**Data excerpt:**
* * * * * * *

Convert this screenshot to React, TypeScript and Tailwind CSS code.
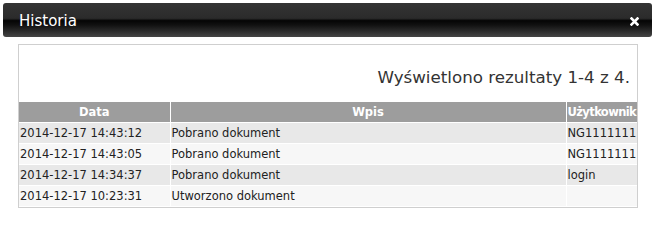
import React from 'react';

const rows = [
  { date: '2014-12-17 14:43:12', entry: 'Pobrano dokument', user: 'NG1111111' },
  { date: '2014-12-17 14:43:05', entry: 'Pobrano dokument', user: 'NG1111111' },
  { date: '2014-12-17 14:34:37', entry: 'Pobrano dokument', user: 'login' },
  { date: '2014-12-17 10:23:31', entry: 'Utworzono dokument', user: '' },
];

export default function App() {
  return (
    <div className="w-[656px] h-[218px] bg-white pt-[3px] font-['DejaVu_Sans',Verdana,sans-serif]">
      {/* Title bar */}
      <div className="ml-[3px] w-[649px] h-[34px] rounded-[3px] flex items-center justify-between pl-[16px] pr-[13px] bg-[linear-gradient(to_bottom,#343434_0%,#2b2b2b_45%,#050505_52%,#111_65%,#454545_100%)]">
        <span className="text-white text-[15px] leading-none mt-[3px]">Historia</span>
        <svg width="9" height="9" viewBox="0 0 9 9" className="mt-[2px]">
          <path d="M1.5 1.5 L7.5 7.5 M7.5 1.5 L1.5 7.5" stroke="#fff" strokeWidth="2.6" strokeLinecap="square" />
        </svg>
      </div>

      {/* Content */}
      <div className="ml-[18px] mt-[7px] w-[620px] h-[164px] border border-[#cfcfcf]">
        <div className="h-[57px] flex items-center justify-end pr-[7px] pt-[8px]">
          <span className="text-[16.7px] text-[#333]">Wyświetlono rezultaty 1-4 z 4.</span>
        </div>
        <table className="w-[618px] table-fixed border-collapse text-[11.5px] leading-none">
          <colgroup>
            <col className="w-[151px]" />
            <col className="w-[396px]" />
            <col className="w-[71px]" />
          </colgroup>
          <thead>
            <tr className="h-[20px] bg-[#9d9d9d] text-white">
              <th className="font-bold text-center border-r border-white pt-[1px]">Data</th>
              <th className="font-bold text-center border-r border-white pt-[1px]">Wpis</th>
              <th className="font-bold text-left pl-[1px] pt-[1px] whitespace-nowrap overflow-hidden tracking-[-0.6px]">Użytkownik</th>
            </tr>
          </thead>
          <tbody>
            {rows.map((r, i) => (
              <tr key={i} className={`h-[21px] text-[#222] border-t border-white ${i % 2 === 0 ? 'bg-[#e8e8e8]' : 'bg-[#f7f7f7]'}`}>
                <td className="pl-[1px] pt-[2px] border-r border-white whitespace-nowrap">{r.date}</td>
                <td className="pl-[1px] pt-[2px] border-r border-white whitespace-nowrap">{r.entry}</td>
                <td className="pl-[1px] pt-[2px] whitespace-nowrap overflow-hidden">{r.user}</td>
              </tr>
            ))}
          </tbody>
        </table>
      </div>
    </div>
  );
}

* * * * * * *

**Do this:** From the first line of the listing above, repeat every line through the one holding "import React from 'react';". Both ends count, and pictures stay out.

**Full output:**
Convert this screenshot to React, TypeScript and Tailwind CSS code.
import React from 'react';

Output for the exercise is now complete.